Decoded: Starbucks Goes Back to Basics
Sometimes you can just feel it coming. Yesterday's WSJ page-one leder on McDonald's foray into decent coffee seemed to ratchet up the scrutiny on the fact that Starbucks is finally hitting the wall.
And so Jack Flack promised Howard Schultz a Rescue Memo. But the Starbucks alpha barista didn't wait, popping an early evening announcement that he was taking out former retailer Jim Donald as CEO, and putting himself back into the cockpit. Based on the company's communications, the move was hardly a hasty act of ego-driven pique from an old lion. After all, Schultz had put Donald on notice with his famous "internal" memo nearly a year ago. And then, with last night's announcement, the company came forward with a clear -- and relatively humble -- articulation that it recognized its problems and was taking tangible actions to get things right.
Parsing the Starbucks news release, Jack Flack senses Schultz genuinely seems to have a handle on what's required, and has real fire in the belly to make sure his long-time success story doesn't get soiled.
And yet, because of the obligatory jargon, parsing is still actually required. And so Jack Flack offers the following translations to Starbuck's five-point "transformation agenda."
Starbucks: "Improving the current state of the U.S. business by refocusing on the customer experience in the stores, new products and store design elements, and new training and tools for the Company's store partners to help them give customers a superior experience;"
JF Translation: "We'll get new, clean sofas, and we'll stop licensing our trademark to every low-budget hotel, airline and government conference center in America. And since we will no longer be opening a new story every 16 minutes, we'll actually be able train staff fast enough to deal with attrition. And yeah, we know this same back-to-basics strategy has already worked very well for McDonald's over the past few years."
Starbucks: "Slowing the Company's pace of U.S. store openings and closing a number of underperforming U.S. store locations, enabling Starbucks to renew its focus on its store-level unit economics;"

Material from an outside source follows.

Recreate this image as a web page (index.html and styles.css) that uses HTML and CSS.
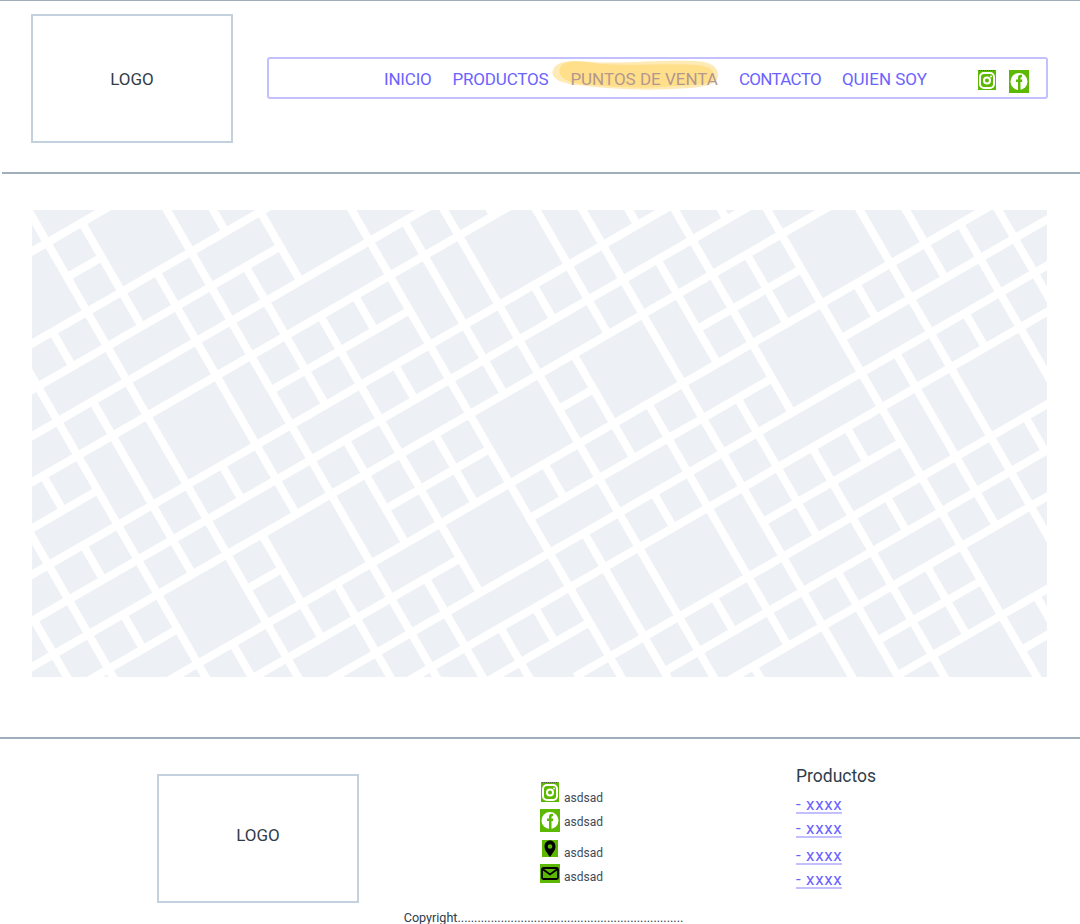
FILE: index.html
```html
<!DOCTYPE html>
<html lang="en">
<head>
    <meta charset="UTF-8">
    <meta name="viewport" content="width=device-width, initial-scale=1.0">
    <title>Puntos de venta</title>
    <link rel="stylesheet" href="styles.css">
</head>
<body>
    <header class="header">
        <div class="logo">LOGO</div>
        <nav class="nav">
            <a class="nav-link" href="#">INICIO</a>
            <a class="nav-link" href="#">PRODUCTOS</a>
            <a class="nav-link nav-link-active" href="#">
                <svg class="blob" viewBox="0 0 168 30">
                    <path class="blob-light" d="M3 8C8 1 20 0 40 2C70 4 110 0 140 1C158 1 168 6 167 16C166 26 150 28 120 29C90 31 50 28 25 25C8 23 -3 17 3 8Z"/>
                    <path class="blob-dark" d="M10 6C15 0 30 1 50 4C80 6 120 3 145 5C160 6 165 12 163 19C160 25 140 25 110 27C85 29 55 26 30 24C12 22 5 14 10 6Z"/>
                </svg>
                <span class="nav-text">PUNTOS DE VENTA</span>
            </a>
            <a class="nav-link nav-link-tight" href="#">CONTACTO</a>
            <a class="nav-link nav-link-wide" href="#">QUIEN SOY</a>
            <div class="nav-icons">
                <svg class="icon-insta" viewBox="0 0 18 20">
                    <rect width="18" height="20" fill="#5cb800"/>
                    <path d="M1 .5H17" stroke="#555" stroke-dasharray="1 1"/>
                    <rect x="2" y="3" width="14" height="15" rx="4" fill="none" stroke="#fff" stroke-width="2"/>
                    <circle cx="9" cy="10.500" r="3" fill="none" stroke="#fff" stroke-width="2"/>
                    <circle cx="13" cy="6.500" r="1" fill="#fff"/>
                </svg>
                <svg class="icon-face" viewBox="0 0 20 23">
                    <rect width="20" height="23" fill="#5cb800"/>
                    <circle cx="10" cy="11.500" r="8.500" fill="#fff"/>
                    <path d="M9 20V12H7V9.500H9V7.500C9 5.500 10.500 4.500 13 5V7.200C11.500 7 11.500 7.500 11.500 9.500H13.300L13 12H11.500V20Z" fill="#5cb800"/>
                </svg>
            </div>
        </nav>
    </header>

    <main class="main">
        <svg class="map" viewBox="32 210 1015 467">
            <rect x="32" y="210" width="1015" height="467" fill="#edf0f5"/>
            <!-- streets on a 40px grid turned 30deg: "M col row V row" and "M col row H col" -->
            <g class="streets" transform="rotate(-30) translate(-.5 -6.400) scale(40)">
                <path d="M-7 14V18M-6 11.500V18M-5 11V12M-5 13V14M-5 15V16M-4 7V19M-3 8V9M-3 10V15M-3 17V18M-2 4V20M-1 6V9M-1 13V14M-1 15V18"/>
                <path d="M0 8V15M0 17V21M1 6V22M2 7V8M2 9V13M2 14V17M2 18V23M3 8V10M3 11V19M3 20V23M4 11V12M4 13V14M4 15V17M4 20V21"/>
                <path d="M5 8V24M6 10V15M6 17V18M6 19V25M7 8V25M8 10V11M8 13V14M8 15V18M8 19V20M8 22V23M8 24V25M9 11V15M9 17V24M10 11V26"/>
                <path d="M11 12V13M11 14V17M11 18V22M11 23V27M12 12V19M12 20V27M13 13V14M13 15V17M13 20V21M13 22V23M13 24V26M14 13V28"/>
                <path d="M15 17V18M15 19V24M15 26V28M16 14V26M17 15V18M17 19V20M17 22V23M18 17V22M19 16V20"/>
                <path d="M-4 6H0M-2 7H-1M-5 8H4M-5 9H3M-7 10H8M-8 11H9M-8 12H-4M1 12H5M-9 13H13M-9 14H15M-9 15H16"/>
                <path d="M-8 16H-4M-2 16H-1M2 16H5M7 16H8M11 16H14M-6 17H20M-3 18H3M5 18H12M14 18H21M-2 19H21M0 20H20"/>
                <path d="M2 21H5M10 21H14M4 22H20M6 23H19M7 24H19M11 25H14M11 26H18M14 27H18"/>
            </g>
        </svg>
    </main>

    <footer class="footer">
        <div class="footer-top">
            <div class="logo logo-footer">LOGO</div>
            <ul class="contact">
                <li class="contact-row contact-row-short">
                    <span class="contact-icon">
                        <svg class="icon-insta" viewBox="0 0 18 20">
                            <rect width="18" height="20" fill="#5cb800"/>
                            <path d="M1 .5H17" stroke="#555" stroke-dasharray="1 1"/>
                            <rect x="2" y="3" width="14" height="15" rx="4" fill="none" stroke="#fff" stroke-width="2"/>
                            <circle cx="9" cy="10.500" r="3" fill="none" stroke="#fff" stroke-width="2"/>
                            <circle cx="13" cy="6.500" r="1" fill="#fff"/>
                        </svg>
                    </span>
                    <span>asdsad</span>
                </li>
                <li class="contact-row contact-row-face">
                    <span class="contact-icon">
                        <svg class="icon-face" viewBox="0 0 20 23">
                            <rect width="20" height="23" fill="#5cb800"/>
                            <circle cx="10" cy="11.500" r="8.500" fill="#fff"/>
                            <path d="M9 20V12H7V9.500H9V7.500C9 5.500 10.500 4.500 13 5V7.200C11.500 7 11.500 7.500 11.500 9.500H13.300L13 12H11.500V20Z" fill="#5cb800"/>
                        </svg>
                    </span>
                    <span class="contact-text-up">asdsad</span>
                </li>
                <li class="contact-row">
                    <span class="contact-icon">
                        <svg class="icon-pin" viewBox="0 0 16 17">
                            <rect width="16" height="17" fill="#5cb800"/>
                            <path fill-rule="evenodd" d="M8 17C5 12.500 2.500 10 2.500 6.500C2.500 3 5 .5 8 .5C11 .5 13.500 3 13.500 6.500C13.500 10 11 12.500 8 17ZM8 4.200A2.300 2.300 0 1 0 8 8.800A2.300 2.300 0 1 0 8 4.200Z" fill="#000"/>
                        </svg>
                    </span>
                    <span>asdsad</span>
                </li>
                <li class="contact-row">
                    <span class="contact-icon">
                        <svg class="icon-mail" viewBox="0 0 20 19">
                            <rect width="20" height="19" fill="#5cb800"/>
                            <rect x="2" y="4" width="16" height="11" rx="1.500" fill="none" stroke="#000" stroke-width="1.800"/>
                            <path d="M2.500 5L10 10.500L17.500 5" fill="none" stroke="#000" stroke-width="1.800"/>
                        </svg>
                    </span>
                    <span>asdsad</span>
                </li>
            </ul>
            <div class="products">
                <h3 class="products-title">Productos</h3>
                <a class="product-link" href="#">- xxxx</a>
                <a class="product-link" href="#">- xxxx</a>
                <a class="product-link product-link-gap" href="#">- xxxx</a>
                <a class="product-link" href="#">- xxxx</a>
            </div>
        </div>
        <p class="copyright">Copyright....................................................................</p>
    </footer>
</body>
</html>
```

FILE: styles.css
```css
body {
    font-family: Roboto, "Liberation Sans", sans-serif;
    background-color: #fff;
    color: #2f3d4a;
    margin: 0;
    padding: 0;
    height: 924px;
    overflow: hidden;
    border-top: 1px solid #a0aebb;
    box-sizing: border-box;
}
.header {
    display: flex;
    align-items: flex-start;
    height: 173px;
    margin-left: 2px;
    padding: 13px 32px 0 29px;
    box-sizing: border-box;
    border-bottom: 2px solid #a0aebb;
}
.logo {
    display: flex;
    align-items: center;
    justify-content: center;
    width: 202px;
    height: 129px;
    box-sizing: border-box;
    border: 2px solid #c3d0de;
    font-size: 17px;
    flex-shrink: 0;
}
.logo-footer {
    padding-bottom: 8px;
}
.nav {
    display: flex;
    align-items: center;
    width: 781px;
    height: 42px;
    box-sizing: border-box;
    margin: 43px 0 0 34px;
    padding: 2px 0 0 115px;
    border: 2px solid #c4bfff;
    border-radius: 3px;
}
.nav-link {
    position: relative;
    margin-right: 21px;
    color: #6c63ff;
    font-size: 17px;
    letter-spacing: -.2px;
    text-decoration: none;
}
.nav-link-tight {
    letter-spacing: -.7px;
}
.nav-link-wide {
    letter-spacing: 0;
}
.nav-text {
    position: relative;
}
.nav-link-active {
    margin-left: 1px;
    color: #b4978f;
    letter-spacing: 0;
}
.blob {
    position: absolute;
    left: -19px;
    top: -9px;
    width: 168px;
    height: 30px;
}
.blob-light {
    fill: #fdeab5;
}
.blob-dark {
    fill: #ffdf8a;
}
.nav-icons {
    display: flex;
    align-items: flex-start;
    gap: 13px;
    margin: 4px 0 0 30px;
}
.icon-insta {
    display: block;
    width: 18px;
    height: 20px;
}
.icon-face {
    display: block;
    width: 20px;
    height: 23px;
}
.icon-pin {
    display: block;
    width: 16px;
    height: 17px;
}
.icon-mail {
    display: block;
    width: 20px;
    height: 19px;
}
.main {
    padding: 36px 0 0 32px;
}
.map {
    display: block;
    width: 1015px;
    height: 467px;
}
.streets path {
    fill: none;
    stroke: #fff;
    stroke-width: .2;
}
.footer {
    margin-top: 60px;
    border-top: 2px solid #a0aebb;
}
.footer-top {
    display: flex;
    align-items: flex-start;
    padding: 35px 0 0 157px;
}
.contact {
    list-style: none;
    margin: 8px 0 0 180px;
    padding: 0;
    width: 257px;
    font-size: 12px;
    color: #3d4a5a;
}
.contact-row {
    display: flex;
    align-items: flex-end;
    height: 19px;
    margin-bottom: 5px;
    line-height: 12px;
}
.contact-row-short {
    height: 22px;
}
.contact-row-face {
    height: 23px;
    margin-bottom: 8px;
}
.contact-text-up {
    margin-bottom: 4px;
}
.contact-icon {
    display: flex;
    justify-content: center;
    align-self: flex-start;
    width: 22px;
    margin-right: 3px;
}
.products {
    display: flex;
    flex-direction: column;
    align-items: flex-start;
    margin-top: -8px;
}
.products-title {
    margin: 0 0 10px;
    font-size: 17.500px;
    font-weight: 400;
}
.product-link {
    margin-bottom: 6px;
    border-bottom: 2px solid #c4bfff;
    color: #6c63ff;
    font-size: 17px;
    line-height: 16px;
    letter-spacing: .6px;
    text-decoration: none;
}
.product-link-gap {
    margin-top: 3px;
}
.copyright {
    margin: 7px 0 0;
    padding-left: 7px;
    text-align: center;
    font-size: 12.600px;
}
```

JF Translation: "We're going to stop, as the Onion suggested, opening up new Starbucks inside the restrooms of existing Starbucks. Instead, we'll work on trading up the total amount of the average transaction we get out of our most loyal customers."
Starbucks: "Re-igniting the emotional attachment with customers and restoring the connections customers have with Starbucks(R) coffee, brand, people and stores;"
JF Translation: "We're not really selling coffee, particularly now that our competition is no longer just Maxwell House. We're selling the "third place," i.e., somewhere pleasing to sit, where neither your spouse nor your boss can bother you."
Starbucks: "Re-aligning Starbucks organization and streamlining the management to better support customer-focused initiatives and reallocating resources to key value drivers; and..."
JF Translation: "We got bloated at headquarters, and we're going to strip it out. The go-go days are gone, and we've got to fix our cost structure."
Starbucks: "...accelerating expansion and increasing the profitability of Starbucks outside the U.S., including redeploying a portion of the capital originally earmarked for U.S. store growth to the international business."
JF Translation: "We no longer see our U.S. operations as a growth business. Instead, we see it as a lucrative cash generator that can fuel our international expansion. That cash generation depends on protecting the "premium" image of the brand, and we're not going to sacrifice that for volume growth. If we want Xiamen and Karachi to save us, we've got to keep Detroit and Anniston pumping."
The return to Starbucks' core strengths will be essential, and, at least to some extent, effective. But some of these changes are going to ding the earnings model, and Schultz will need to be sharp at the January 30 meeting with investors. Even more critical, the competitive environment is changing quickly, and the traditional Starbucks approach must be updated to stay relevant.